My colleagues are so gifted at their craft. I’m constantly learning from them. My jaw drops watching Ryan Kennedy mix music and dialogue — timing the wall slaps and echoes to the beat of the song and spending the extra time to make the ADR sit perfectly in the mix. Brent and all of our editors make such excellent choices with their editorial that it gives Ryan and I time to really get deep into the mix rather than just working to get the job done. Brent and the team’s work on “Beard After Hours” was magnificent. So many details were added, all of the ear candy. I’m very grateful to be part of such a talented group of people.
Findley: My role is making sure everything you hear, save for the music, makes it to the church on time (the church being the mix stage) and that the sonic hopes and dreams of our creative leaders come through in the process. Translating the storytellers’ descriptions of how they imagine the soundscape to be into instructions that the sound team can work with is a core function. Often those descriptions are feeling-based, so converting those into practical application is important.

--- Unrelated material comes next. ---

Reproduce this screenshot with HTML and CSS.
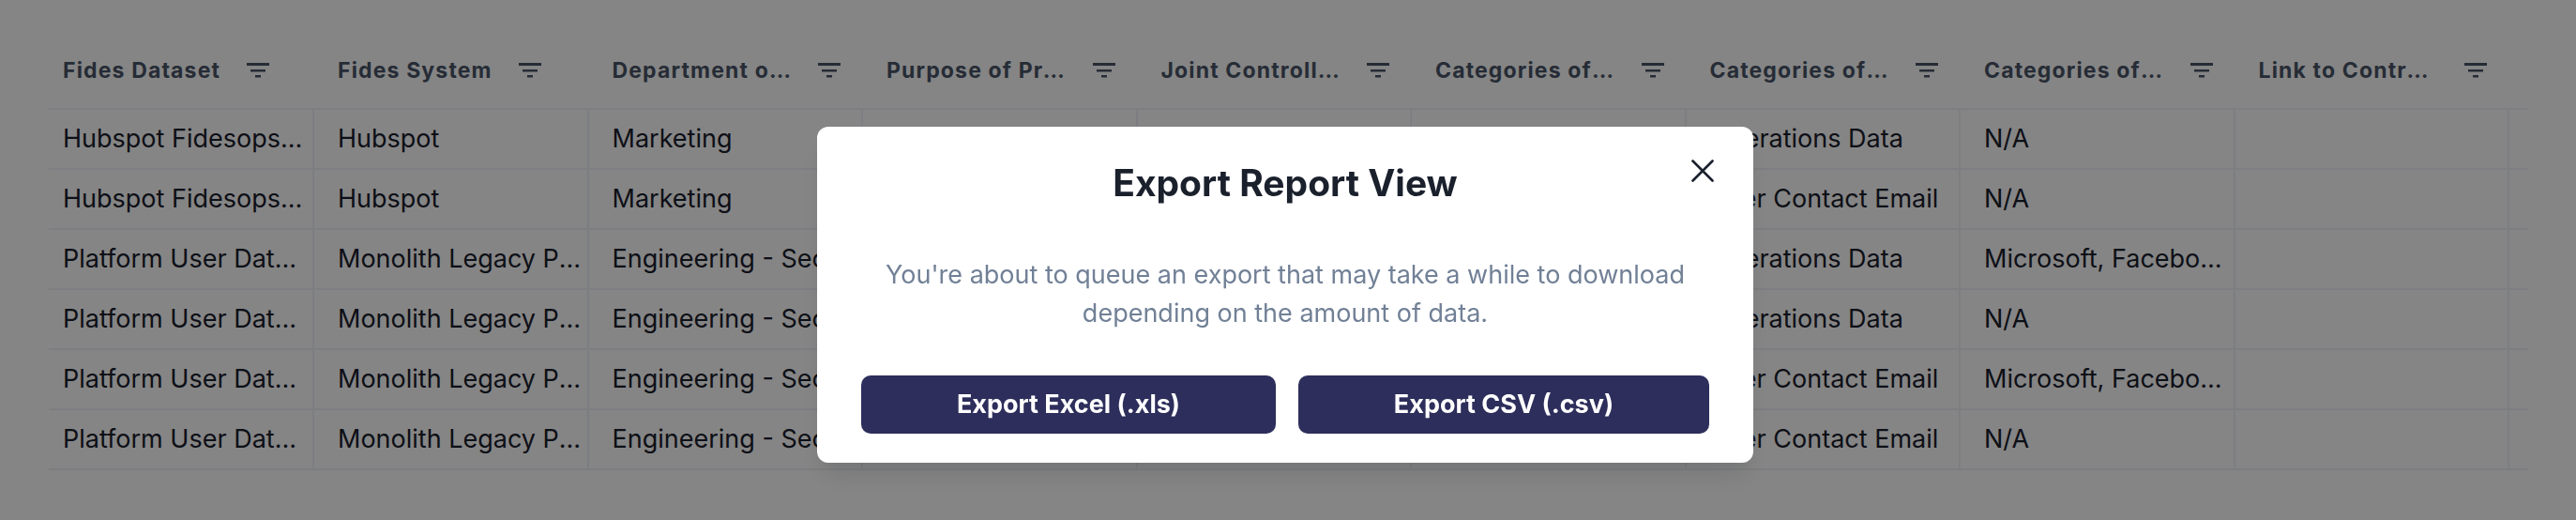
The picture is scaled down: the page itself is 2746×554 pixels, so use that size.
FILE: index.html
```
<!DOCTYPE html>
<html lang="en">
<head>
<meta charset="utf-8">
<title>Export Report View</title>
<link rel="stylesheet" href="styles.css">
</head>
<body>
<svg class="sprite" aria-hidden="true">
  <symbol id="filter" viewBox="0 0 24 16"><path d="M0 0h24v3H0zM4 7h16v2.500H4zM9 13h6v2.500H9z" fill="currentColor"/></symbol>
</svg>
<main class="report">
  <table class="grid">
    <colgroup><col class="col-first"><col><col><col><col><col><col><col><col><col class="col-last"></colgroup>
    <thead>
      <tr>
        <th><div class="head"><span class="label">Fides Dataset</span><button class="filter" aria-label="Filter Fides Dataset"><svg><use href="#filter"/></svg></button></div></th>
        <th><div class="head"><span class="label">Fides System</span><button class="filter" aria-label="Filter Fides System"><svg><use href="#filter"/></svg></button></div></th>
        <th><div class="head"><span class="label">Department or Business Function</span><button class="filter" aria-label="Filter Department"><svg><use href="#filter"/></svg></button></div></th>
        <th><div class="head"><span class="label">Purpose of Processing</span><button class="filter" aria-label="Filter Purpose of Processing"><svg><use href="#filter"/></svg></button></div></th>
        <th><div class="head"><span class="label">Joint Controllers</span><button class="filter" aria-label="Filter Joint Controllers"><svg><use href="#filter"/></svg></button></div></th>
        <th><div class="head"><span class="label">Categories of Individuals</span><button class="filter" aria-label="Filter Categories of Individuals"><svg><use href="#filter"/></svg></button></div></th>
        <th><div class="head"><span class="label">Categories of Personal Data</span><button class="filter" aria-label="Filter Categories of Personal Data"><svg><use href="#filter"/></svg></button></div></th>
        <th><div class="head"><span class="label">Categories of Recipients</span><button class="filter" aria-label="Filter Categories of Recipients"><svg><use href="#filter"/></svg></button></div></th>
        <th><div class="head"><span class="label">Link to Contract</span><button class="filter" aria-label="Filter Link to Contract"><svg><use href="#filter"/></svg></button></div></th>
        <th></th>
      </tr>
    </thead>
    <tbody>
      <tr><td>Hubspot Fidesops Dataset</td><td>Hubspot</td><td>Marketing</td><td></td><td></td><td></td><td>Operations Data</td><td>N/A</td><td></td><td></td></tr>
      <tr><td>Hubspot Fidesops Dataset</td><td>Hubspot</td><td>Marketing</td><td></td><td></td><td></td><td>User Contact Email</td><td>N/A</td><td></td><td></td></tr>
      <tr><td>Platform User Dataset</td><td>Monolith Legacy Platform</td><td>Engineering - Security</td><td></td><td></td><td></td><td>Operations Data</td><td>Microsoft, Facebook, Google</td><td></td><td></td></tr>
      <tr><td>Platform User Dataset</td><td>Monolith Legacy Platform</td><td>Engineering - Security</td><td></td><td></td><td></td><td>Operations Data</td><td>N/A</td><td></td><td></td></tr>
      <tr><td>Platform User Dataset</td><td>Monolith Legacy Platform</td><td>Engineering - Security</td><td></td><td></td><td></td><td>User Contact Email</td><td>Microsoft, Facebook, Google</td><td></td><td></td></tr>
      <tr><td>Platform User Dataset</td><td>Monolith Legacy Platform</td><td>Engineering - Security</td><td></td><td></td><td></td><td>User Contact Email</td><td>N/A</td><td></td><td></td></tr>
    </tbody>
  </table>
</main>
<div class="overlay">
  <section class="modal" role="dialog" aria-modal="true" aria-labelledby="modal-title">
    <button class="close" aria-label="Close"><svg viewBox="0 0 24 24"><path d="M1.500 1.500l21 21M22.500 1.500l-21 21" fill="none" stroke="currentColor" stroke-width="2.600" stroke-linecap="round"/></svg></button>
    <h1 class="title" id="modal-title">Export Report View</h1>
    <p class="message">You're about to queue an export that may take a while to download depending on the amount of data.</p>
    <div class="actions">
      <button class="action">Export Excel (.xls)</button>
      <button class="action">Export CSV (.csv)</button>
    </div>
  </section>
</div>
</body>
</html>
```
FILE: styles.css
```
* {
  box-sizing: border-box;
}

body {
  margin: 0;
  background: #fff;
  color: #1a202c;
  font-family: Inter, "Liberation Sans", sans-serif;
}

button {
  margin: 0;
  padding: 0;
  border: 0;
  background: none;
  color: inherit;
  font: inherit;
  cursor: pointer;
}

.sprite {
  position: absolute;
  width: 0;
  height: 0;
}

.report {
  padding: 34px 51px 0 52px;
}

.grid {
  width: 100%;
  table-layout: fixed;
  border-collapse: separate;
  border-spacing: 0;
}

.col-first {
  width: 283px;
}

.col-last {
  width: 20px;
}

th {
  padding: 0 24px 0 25px;
  border-bottom: 2px solid #edf2f7;
  color: #4a5568;
  font-size: 23px;
  font-weight: 700;
  line-height: 32px;
  letter-spacing: 0.05em;
  text-align: left;
}

td {
  height: 64px;
  padding: 0 4px 0 25px;
  border-right: 2px solid #edf2f7;
  border-bottom: 2px solid #edf2f7;
  overflow: hidden;
  font-size: 27px;
  line-height: 40px;
  text-overflow: ellipsis;
  white-space: nowrap;
}

th:first-child,
td:first-child {
  padding-left: 15px;
}

th:last-child,
td:last-child {
  padding: 0;
  border-right: 0;
}

.head {
  display: flex;
  align-items: center;
  gap: 28px;
  height: 81px;
}

.label {
  overflow: hidden;
  text-overflow: ellipsis;
  white-space: nowrap;
}

.filter {
  display: flex;
  flex: none;
}

.filter svg {
  width: 24px;
  height: 16px;
}

.overlay {
  position: fixed;
  inset: 0;
  display: flex;
  align-items: flex-start;
  justify-content: center;
  padding: 135px 6px 0 0;
  background: rgba(0, 0, 0, 0.48);
}

.modal {
  position: relative;
  width: 998px;
  max-width: 100%;
  padding: 35px 47px 31px;
  border-radius: 12px;
  background: #fff;
  box-shadow: 0 18px 27px -5px rgba(0, 0, 0, 0.1), 0 7px 11px -4px rgba(0, 0, 0, 0.05);
  text-align: center;
}

.close {
  position: absolute;
  top: 35px;
  right: 42px;
  display: flex;
}

.close svg {
  width: 24px;
  height: 24px;
}

.title {
  margin: 0 0 52px;
  font-size: 39px;
  font-weight: 700;
  line-height: 50px;
}

.message {
  margin: 0 0 46px;
  color: #718096;
  font-size: 27px;
  line-height: 41px;
}

.actions {
  display: flex;
  gap: 24px;
}

.action {
  flex: 1 1 auto;
  height: 62px;
  padding-bottom: 2px;
  border-radius: 10px;
  background: #2d2e5b;
  color: #fff;
  font-size: 27px;
  font-weight: 700;
}
```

The thing that stands out the most to me is the overall feeling of collaboration at all stages of the process and from all levels of hierarchy. A good idea can come from anywhere. Anyone on the team can pitch an idea in their wheelhouse, and it is given thoughtful consideration. While we’re careful not to get mired in too many choices, and we don’t pitch ideas just for the sake of saying we contributed, the phrase “What if we…” is exciting to hear because what follows will be a fresh idea to think about.
Weiser: My colleagues have said it well. I can only say what a privilege it is to work with this wonderful sound team and mention the solid support we have enjoyed from our producers, from Warner Bros. Post Production and from Apple.